The Bigger The Government, The Taller The People

Speaking last night, House Speaker John Boehner offered his view that “You know, I’ve always believed, the bigger government, the smaller the people.” As Jonathan Cohn observes, in fact the tallest people live in the Netherlands where taxes are considerably higher than in the United States. And, indeed, the other countries where average height now exceeds America’s are also high-tax European welfare states. John Komlos and Marieluise Baur have researched this issue and reached the conclusion that Boehner has it precisely backwards and America’s high level of inequality and low level of social services is responsible for our relative decline in stature:

Within the course of the 20th century the American population went through a virtual metamorphosis from being the tallest in the world, to being among the most overweight. The American height advantage over Western and Northern Europeans was between 3 and 9 cm in mid-19th century, and Americans tended to be underweight. However, today, the exact opposite is the case as the Dutch, Swedes, and Norwegians are the tallest, and the Danes, British and Germans — even the East-Germans — are also taller, towering over the Americans by as much as 3–7 cm. Americans also have shorter lives. The hypothesis is worth considering that this adverse development is related to the greater social inequality, an inferior health care system, and fewer social safety nets in the United States than in Western and Northern Europe, in spite of higher per capita income. The Western and Northern European welfare states, with cradle to grave health and unemployment insurance currently seems to provide a more propitious environment for the biological standard of living than its US counterpart.

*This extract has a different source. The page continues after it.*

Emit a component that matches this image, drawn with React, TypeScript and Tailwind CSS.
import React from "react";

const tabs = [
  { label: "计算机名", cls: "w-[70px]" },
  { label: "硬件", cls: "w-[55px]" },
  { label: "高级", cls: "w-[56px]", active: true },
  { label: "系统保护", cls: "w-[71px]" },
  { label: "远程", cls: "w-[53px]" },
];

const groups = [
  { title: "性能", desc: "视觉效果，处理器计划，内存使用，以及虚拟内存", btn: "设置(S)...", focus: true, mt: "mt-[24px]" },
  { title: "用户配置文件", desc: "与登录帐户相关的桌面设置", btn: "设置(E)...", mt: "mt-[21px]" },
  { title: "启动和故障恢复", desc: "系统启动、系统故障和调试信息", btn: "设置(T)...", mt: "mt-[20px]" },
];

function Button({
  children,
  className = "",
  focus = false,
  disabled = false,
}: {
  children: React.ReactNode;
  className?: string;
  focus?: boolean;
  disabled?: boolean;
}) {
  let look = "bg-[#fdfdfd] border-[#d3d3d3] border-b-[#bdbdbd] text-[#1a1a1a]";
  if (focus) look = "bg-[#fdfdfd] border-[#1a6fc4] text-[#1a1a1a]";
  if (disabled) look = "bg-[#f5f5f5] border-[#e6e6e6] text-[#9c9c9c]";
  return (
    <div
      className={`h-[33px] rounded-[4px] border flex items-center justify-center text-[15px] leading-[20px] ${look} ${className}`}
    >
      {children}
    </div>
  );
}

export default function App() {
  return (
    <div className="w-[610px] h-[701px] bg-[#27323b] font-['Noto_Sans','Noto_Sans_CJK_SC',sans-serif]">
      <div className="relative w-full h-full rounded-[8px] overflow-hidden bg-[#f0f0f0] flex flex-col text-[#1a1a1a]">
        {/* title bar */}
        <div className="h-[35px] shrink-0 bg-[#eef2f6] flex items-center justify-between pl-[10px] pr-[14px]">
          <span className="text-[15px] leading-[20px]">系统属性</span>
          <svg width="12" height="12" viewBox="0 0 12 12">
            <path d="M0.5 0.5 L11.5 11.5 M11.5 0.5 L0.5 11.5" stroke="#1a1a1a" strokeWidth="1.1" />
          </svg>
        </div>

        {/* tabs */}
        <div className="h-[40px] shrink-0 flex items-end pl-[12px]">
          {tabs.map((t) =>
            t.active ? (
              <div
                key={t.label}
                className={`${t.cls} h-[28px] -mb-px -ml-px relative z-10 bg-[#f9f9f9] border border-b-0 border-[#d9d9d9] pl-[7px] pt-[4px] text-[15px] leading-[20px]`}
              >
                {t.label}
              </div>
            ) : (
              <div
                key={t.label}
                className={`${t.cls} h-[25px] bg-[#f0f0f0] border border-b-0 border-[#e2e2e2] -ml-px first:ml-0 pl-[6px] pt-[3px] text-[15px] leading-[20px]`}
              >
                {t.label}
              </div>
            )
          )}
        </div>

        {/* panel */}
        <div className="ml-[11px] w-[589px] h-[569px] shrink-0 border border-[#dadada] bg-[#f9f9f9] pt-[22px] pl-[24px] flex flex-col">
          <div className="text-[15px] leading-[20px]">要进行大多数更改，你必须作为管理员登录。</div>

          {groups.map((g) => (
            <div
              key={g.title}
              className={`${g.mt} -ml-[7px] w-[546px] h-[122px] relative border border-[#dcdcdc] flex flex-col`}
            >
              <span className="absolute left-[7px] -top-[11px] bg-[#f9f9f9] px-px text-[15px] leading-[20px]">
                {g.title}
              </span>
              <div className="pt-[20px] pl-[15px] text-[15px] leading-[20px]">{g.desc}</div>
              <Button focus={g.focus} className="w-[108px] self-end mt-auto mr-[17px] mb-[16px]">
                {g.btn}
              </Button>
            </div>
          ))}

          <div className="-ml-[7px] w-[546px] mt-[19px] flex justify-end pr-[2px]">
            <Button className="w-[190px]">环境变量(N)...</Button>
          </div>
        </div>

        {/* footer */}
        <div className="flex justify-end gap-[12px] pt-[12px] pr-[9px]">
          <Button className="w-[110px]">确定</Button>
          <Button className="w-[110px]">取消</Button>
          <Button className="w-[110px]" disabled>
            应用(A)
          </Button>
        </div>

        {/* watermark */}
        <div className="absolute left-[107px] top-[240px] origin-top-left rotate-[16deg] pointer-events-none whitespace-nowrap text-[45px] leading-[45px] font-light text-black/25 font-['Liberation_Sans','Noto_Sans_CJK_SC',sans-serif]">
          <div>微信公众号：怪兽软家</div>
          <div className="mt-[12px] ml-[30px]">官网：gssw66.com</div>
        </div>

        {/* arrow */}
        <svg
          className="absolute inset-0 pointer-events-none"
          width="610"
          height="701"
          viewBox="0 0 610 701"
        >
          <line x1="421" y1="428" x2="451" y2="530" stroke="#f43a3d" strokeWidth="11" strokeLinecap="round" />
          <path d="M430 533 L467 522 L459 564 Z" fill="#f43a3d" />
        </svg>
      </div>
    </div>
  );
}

This will probably not impress Boehner very much, but it is worth emphasizing. Insofar as you can try to locate a coherent economic theory somehow in the House GOP’s bargaining position, it seems to involve an obsessive focus on labor supply. All kinds of costs — from sharp cutbacks in anti-poverty programs, to running the hard-to-quantify risk that failure to reach retirement will wipe out middle class savings—are worth running in order to minimize the extent that taxes discourage people from doing paid work. And, clearly, if everyone could be inspired to work 25 percent more, then presumably measured economic output would increase. But would quality of life improve? What pressing problems would we be solving? The height data offers some reason to think that this is a misguided approach to removing the real impediments to improving people’s lives.